I Want a Stepdad and He Wants a Lover
By Nina Atwood
Dear Nina: I’m a 24 year old mother of two, I began dating a guy who is a few months younger than I am. He lives about 20 minutes away, we’ve been seeing each other for almost two years now. He lives with his parents and works for his dad full time. I get to see him once during the week and he comes over and usually spends the weekend with me and my two boys. He loves the kids and they are crazy for him. I love him with all my heart, I truly believe he feels the same. It’s been almost two years now and it’s getting really hard for me to say goodbye when he leaves, to the point where I cry. When I asked him about if he ever thought about moving in he said “No I haven’t really thought of it, sorry” and then said “I have no idea really, one day we’ll live together, I don’t know when though”. I’m wondering is it because he’s scared to move out or is it because I have two kids. I don’t want to push him into something he’s not ready for. I don’t want to rush things because I believe in taking our time but really. How long is too long and what can I do? – Jessica
Dear Jessica: To answer your first question: it’s not too long if it’s the time someone needs to take before making what should be a huge step in life: marrying someone and becoming a stepfather to her children. But you’re asking the wrong question of him when you are asking about moving in. That would be the absolute wrong thing to do.
You have two young children, and the last thing they need is a revolving door of men in your life. When a guy moves in, minus the ring on your finger and a date set, he’s not that committed. It’s an experiment, and your children are at the center of it. They can’t help it – they will bond to adults who are good to them (and even ones who aren’t). Little kids are emotionally wired to do that. If he’s not ready to take on the full responsibility of being a stepfather and your husband, the odds are very high that your relationship won’t make it, and that means another huge loss for your children.
Your first priority is your children, Jessica. Instead of wondering if this guy will move in with you, you should be wondering if he’s good stepfather material. Is he someone who is willing to contribute to your children’s lives, including handling much of the day-to-day responsibility of raising them? Is he willing to do car pools, cook meals, take care of a sick child, pay for things for them when needed? Does he genuinely care for them and their welfare? Does he understand that a stepfather is there to guide but not to control them? Is he mature enough to handle the fact that they are your number one priority until they are grown, and he will be second?

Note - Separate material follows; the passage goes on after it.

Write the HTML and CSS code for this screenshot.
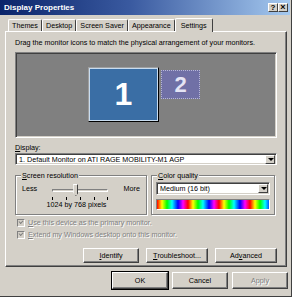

By now you should be getting a bit worried, and rightly so. Your boyfriend has a peachy situation right now – he gets all of your love and devotion, and “family time” minus the responsibility. I’m not surprised he hasn’t thought about moving in, let alone marriage. Those are steps for a very mature guy, and he’s still living with his parents. He’s still a boy in some ways, and therefore not yet ready for the steps that you need him to take. I suspect that your grief when he leaves is mainly driven by a deep down feeling that he is on his way out of your life. I’m sorry to be the bearer of bad news, Jessica, but you didn’t choose well, nor did you take into account the big picture of your own life when you fell in love with this guy.
Before you delete this, read on! It could be salvagable but it will take a lot of emotional muscle on your part. First, get your priorities straight: when you date, it shouldn’t be for casual sex or weekend lovers. It should be for finding someone to share the real responsibilities of life with you as a parent; someone to love and be loved by, who would be a great stepfather (not just because he can bond with children but because he will take care of them). If you don’t find that person and your kids grow up, then you can shift your priorities to a soul mate for you, minus the kid responsibilities. Second, it’s time for the “you and me” talk with your boyfriend, which in essence should say: “I love you and enjoy our relationship, but I need you to know that I’m not in this for a good time with no strings. I’m looking for someone who is ready for marriage and stepparenting. If you’re not that guy, let’s get it on the table so we can begin moving on. If you could be that guy, I’m not rushing you, but I need to know that it’s in our future at some point.” This launches your dialog, but you must listen carefully, not for what you WANT to hear, but for what is the truth. It takes courage to face the truth of a relationship and make adult decisions, but it’s the path to a wonderful love. If it’s not him, this process will launch you in a far better direction with new tools.